▶ [RECORDED INFORMATION]:

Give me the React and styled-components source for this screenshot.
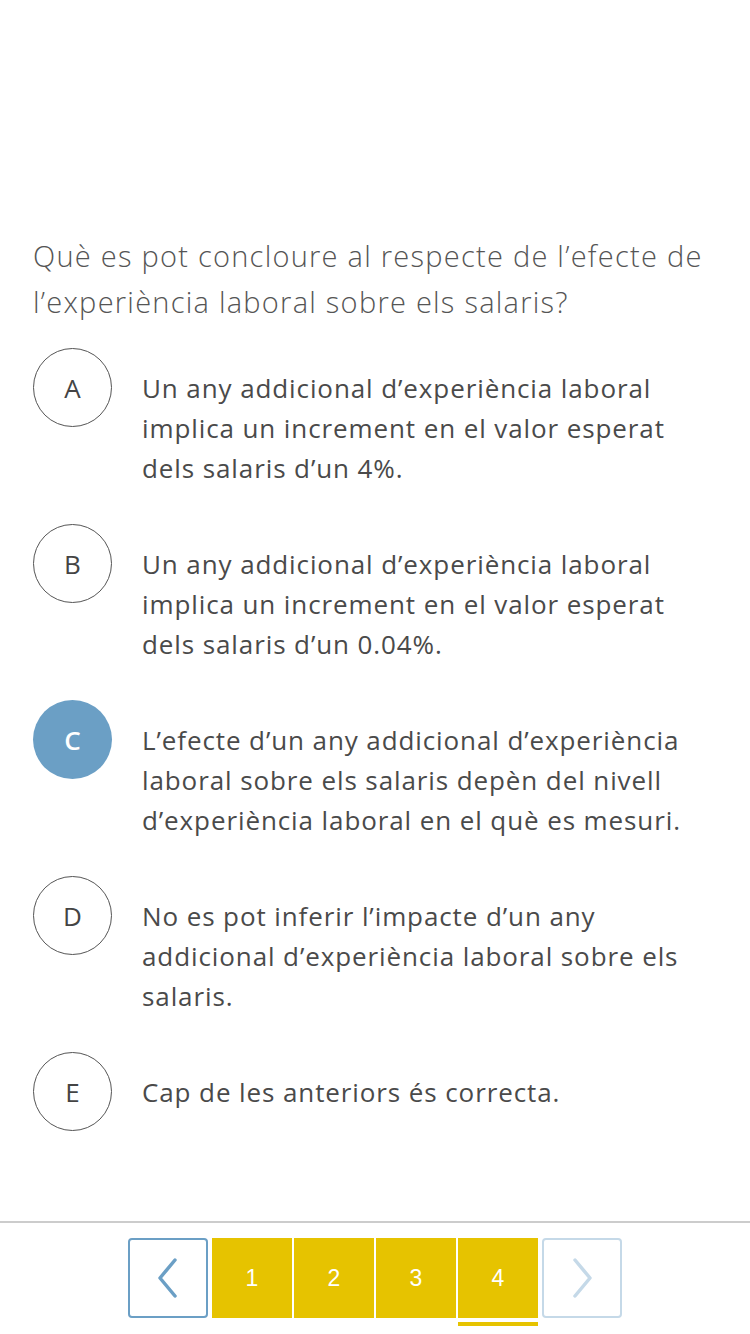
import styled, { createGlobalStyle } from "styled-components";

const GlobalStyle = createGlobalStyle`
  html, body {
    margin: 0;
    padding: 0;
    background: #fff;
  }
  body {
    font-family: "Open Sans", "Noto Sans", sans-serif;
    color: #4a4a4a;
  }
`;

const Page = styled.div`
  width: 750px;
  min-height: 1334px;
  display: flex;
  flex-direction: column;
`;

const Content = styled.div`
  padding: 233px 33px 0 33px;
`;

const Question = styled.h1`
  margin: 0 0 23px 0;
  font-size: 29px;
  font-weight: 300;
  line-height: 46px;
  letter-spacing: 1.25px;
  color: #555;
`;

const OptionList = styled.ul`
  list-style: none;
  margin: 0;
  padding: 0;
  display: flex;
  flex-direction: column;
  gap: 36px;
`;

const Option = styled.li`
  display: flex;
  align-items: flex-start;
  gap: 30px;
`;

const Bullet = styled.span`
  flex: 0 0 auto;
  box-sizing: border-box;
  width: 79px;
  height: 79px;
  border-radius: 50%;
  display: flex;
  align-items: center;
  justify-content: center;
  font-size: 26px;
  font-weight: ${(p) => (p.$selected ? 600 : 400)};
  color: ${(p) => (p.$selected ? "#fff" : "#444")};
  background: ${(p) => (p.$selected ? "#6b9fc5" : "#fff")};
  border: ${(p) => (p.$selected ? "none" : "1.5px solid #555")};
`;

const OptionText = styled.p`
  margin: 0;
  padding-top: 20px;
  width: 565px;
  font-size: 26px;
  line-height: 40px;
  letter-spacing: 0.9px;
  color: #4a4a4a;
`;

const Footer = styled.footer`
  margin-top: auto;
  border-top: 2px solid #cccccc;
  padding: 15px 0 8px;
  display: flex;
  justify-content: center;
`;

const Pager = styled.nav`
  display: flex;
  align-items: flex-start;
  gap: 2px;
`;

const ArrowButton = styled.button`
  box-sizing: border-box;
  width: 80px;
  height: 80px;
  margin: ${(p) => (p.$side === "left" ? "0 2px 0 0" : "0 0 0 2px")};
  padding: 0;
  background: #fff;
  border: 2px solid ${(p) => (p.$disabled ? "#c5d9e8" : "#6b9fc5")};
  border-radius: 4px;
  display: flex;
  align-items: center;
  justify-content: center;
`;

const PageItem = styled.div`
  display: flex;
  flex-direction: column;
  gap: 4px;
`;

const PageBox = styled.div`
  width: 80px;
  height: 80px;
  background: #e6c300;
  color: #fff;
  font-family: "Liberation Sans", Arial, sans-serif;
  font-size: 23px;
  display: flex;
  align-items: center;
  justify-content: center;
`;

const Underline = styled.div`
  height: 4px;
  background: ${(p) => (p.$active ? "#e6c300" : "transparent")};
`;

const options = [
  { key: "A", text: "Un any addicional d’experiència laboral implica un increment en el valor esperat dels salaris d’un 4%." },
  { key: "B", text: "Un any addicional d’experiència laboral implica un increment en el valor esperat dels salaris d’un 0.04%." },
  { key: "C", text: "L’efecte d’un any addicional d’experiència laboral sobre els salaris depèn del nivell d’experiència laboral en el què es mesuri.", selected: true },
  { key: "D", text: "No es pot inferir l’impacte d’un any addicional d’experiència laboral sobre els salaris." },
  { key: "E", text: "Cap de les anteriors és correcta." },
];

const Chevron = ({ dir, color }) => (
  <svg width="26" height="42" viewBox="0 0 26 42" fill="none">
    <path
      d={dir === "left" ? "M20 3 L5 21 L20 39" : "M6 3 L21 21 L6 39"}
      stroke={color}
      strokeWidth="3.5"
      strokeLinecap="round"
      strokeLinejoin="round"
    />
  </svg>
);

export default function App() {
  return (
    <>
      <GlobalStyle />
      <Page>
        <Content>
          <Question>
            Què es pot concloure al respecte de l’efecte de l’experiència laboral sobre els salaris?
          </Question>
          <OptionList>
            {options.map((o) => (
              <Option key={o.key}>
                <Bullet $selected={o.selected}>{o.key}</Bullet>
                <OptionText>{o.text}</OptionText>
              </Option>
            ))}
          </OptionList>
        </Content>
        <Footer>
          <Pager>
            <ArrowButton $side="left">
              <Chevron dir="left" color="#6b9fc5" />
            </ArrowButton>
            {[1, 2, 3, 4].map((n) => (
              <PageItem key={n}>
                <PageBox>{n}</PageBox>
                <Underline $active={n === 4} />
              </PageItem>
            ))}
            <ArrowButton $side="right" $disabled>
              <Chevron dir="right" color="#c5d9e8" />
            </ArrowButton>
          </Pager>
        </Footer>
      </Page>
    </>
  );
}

▶ [PROBLEM]: Quote all the lines above exactly as given. Do not include the pictures.

▶ [ANSWER TO THIS TASK]:
Give me the React and styled-components source for this screenshot.
import styled, { createGlobalStyle } from "styled-components";

const GlobalStyle = createGlobalStyle`
  html, body {
    margin: 0;
    padding: 0;
    background: #fff;
  }
  body {
    font-family: "Open Sans", "Noto Sans", sans-serif;
    color: #4a4a4a;
  }
`;

const Page = styled.div`
  width: 750px;
  min-height: 1334px;
  display: flex;
  flex-direction: column;
`;

const Content = styled.div`
  padding: 233px 33px 0 33px;
`;

const Question = styled.h1`
  margin: 0 0 23px 0;
  font-size: 29px;
  font-weight: 300;
  line-height: 46px;
  letter-spacing: 1.25px;
  color: #555;
`;

const OptionList = styled.ul`
  list-style: none;
  margin: 0;
  padding: 0;
  display: flex;
  flex-direction: column;
  gap: 36px;
`;

const Option = styled.li`
  display: flex;
  align-items: flex-start;
  gap: 30px;
`;

const Bullet = styled.span`
  flex: 0 0 auto;
  box-sizing: border-box;
  width: 79px;
  height: 79px;
  border-radius: 50%;
  display: flex;
  align-items: center;
  justify-content: center;
  font-size: 26px;
  font-weight: ${(p) => (p.$selected ? 600 : 400)};
  color: ${(p) => (p.$selected ? "#fff" : "#444")};
  background: ${(p) => (p.$selected ? "#6b9fc5" : "#fff")};
  border: ${(p) => (p.$selected ? "none" : "1.5px solid #555")};
`;

const OptionText = styled.p`
  margin: 0;
  padding-top: 20px;
  width: 565px;
  font-size: 26px;
  line-height: 40px;
  letter-spacing: 0.9px;
  color: #4a4a4a;
`;

const Footer = styled.footer`
  margin-top: auto;
  border-top: 2px solid #cccccc;
  padding: 15px 0 8px;
  display: flex;
  justify-content: center;
`;

const Pager = styled.nav`
  display: flex;
  align-items: flex-start;
  gap: 2px;
`;

const ArrowButton = styled.button`
  box-sizing: border-box;
  width: 80px;
  height: 80px;
  margin: ${(p) => (p.$side === "left" ? "0 2px 0 0" : "0 0 0 2px")};
  padding: 0;
  background: #fff;
  border: 2px solid ${(p) => (p.$disabled ? "#c5d9e8" : "#6b9fc5")};
  border-radius: 4px;
  display: flex;
  align-items: center;
  justify-content: center;
`;

const PageItem = styled.div`
  display: flex;
  flex-direction: column;
  gap: 4px;
`;

const PageBox = styled.div`
  width: 80px;
  height: 80px;
  background: #e6c300;
  color: #fff;
  font-family: "Liberation Sans", Arial, sans-serif;
  font-size: 23px;
  display: flex;
  align-items: center;
  justify-content: center;
`;

const Underline = styled.div`
  height: 4px;
  background: ${(p) => (p.$active ? "#e6c300" : "transparent")};
`;

const options = [
  { key: "A", text: "Un any addicional d’experiència laboral implica un increment en el valor esperat dels salaris d’un 4%." },
  { key: "B", text: "Un any addicional d’experiència laboral implica un increment en el valor esperat dels salaris d’un 0.04%." },
  { key: "C", text: "L’efecte d’un any addicional d’experiència laboral sobre els salaris depèn del nivell d’experiència laboral en el què es mesuri.", selected: true },
  { key: "D", text: "No es pot inferir l’impacte d’un any addicional d’experiència laboral sobre els salaris." },
  { key: "E", text: "Cap de les anteriors és correcta." },
];

const Chevron = ({ dir, color }) => (
  <svg width="26" height="42" viewBox="0 0 26 42" fill="none">
    <path
      d={dir === "left" ? "M20 3 L5 21 L20 39" : "M6 3 L21 21 L6 39"}
      stroke={color}
      strokeWidth="3.5"
      strokeLinecap="round"
      strokeLinejoin="round"
    />
  </svg>
);

export default function App() {
  return (
    <>
      <GlobalStyle />
      <Page>
        <Content>
          <Question>
            Què es pot concloure al respecte de l’efecte de l’experiència laboral sobre els salaris?
          </Question>
          <OptionList>
            {options.map((o) => (
              <Option key={o.key}>
                <Bullet $selected={o.selected}>{o.key}</Bullet>
                <OptionText>{o.text}</OptionText>
              </Option>
            ))}
          </OptionList>
        </Content>
        <Footer>
          <Pager>
            <ArrowButton $side="left">
              <Chevron dir="left" color="#6b9fc5" />
            </ArrowButton>
            {[1, 2, 3, 4].map((n) => (
              <PageItem key={n}>
                <PageBox>{n}</PageBox>
                <Underline $active={n === 4} />
              </PageItem>
            ))}
            <ArrowButton $side="right" $disabled>
              <Chevron dir="right" color="#c5d9e8" />
            </ArrowButton>
          </Pager>
        </Footer>
      </Page>
    </>
  );
}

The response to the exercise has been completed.